> _STATED TASK_: Where a line below holds the string "React", copy that line.
_ _ _
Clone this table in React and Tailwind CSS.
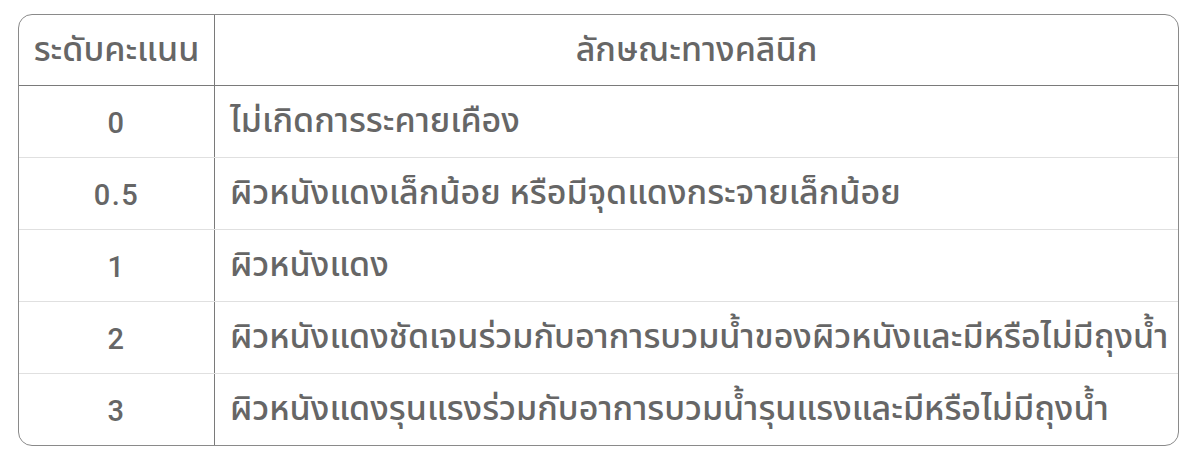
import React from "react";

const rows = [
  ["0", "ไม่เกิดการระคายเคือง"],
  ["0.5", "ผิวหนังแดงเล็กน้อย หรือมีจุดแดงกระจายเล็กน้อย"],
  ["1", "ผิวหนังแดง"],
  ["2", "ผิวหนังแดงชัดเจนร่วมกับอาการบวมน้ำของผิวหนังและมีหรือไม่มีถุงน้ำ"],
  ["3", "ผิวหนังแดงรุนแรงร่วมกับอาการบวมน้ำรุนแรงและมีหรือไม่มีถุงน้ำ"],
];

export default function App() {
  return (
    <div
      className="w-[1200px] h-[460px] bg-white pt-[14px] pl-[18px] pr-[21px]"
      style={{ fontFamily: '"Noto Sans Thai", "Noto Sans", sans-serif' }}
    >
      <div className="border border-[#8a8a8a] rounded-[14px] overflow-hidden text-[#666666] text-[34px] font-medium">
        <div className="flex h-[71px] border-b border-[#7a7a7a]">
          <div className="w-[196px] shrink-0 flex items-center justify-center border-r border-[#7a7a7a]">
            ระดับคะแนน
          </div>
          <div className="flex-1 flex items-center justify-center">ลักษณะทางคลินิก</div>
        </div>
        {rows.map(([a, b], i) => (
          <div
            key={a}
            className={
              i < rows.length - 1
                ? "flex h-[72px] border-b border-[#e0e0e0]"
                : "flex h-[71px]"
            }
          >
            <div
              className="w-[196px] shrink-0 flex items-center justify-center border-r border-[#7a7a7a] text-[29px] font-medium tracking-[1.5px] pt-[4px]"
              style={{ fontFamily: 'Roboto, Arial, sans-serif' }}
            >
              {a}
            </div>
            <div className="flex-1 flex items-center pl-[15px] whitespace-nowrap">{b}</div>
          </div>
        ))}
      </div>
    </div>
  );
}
_ _ _
> _EXERCISE RESPONSE_:
Clone this table in React and Tailwind CSS.
import React from "react";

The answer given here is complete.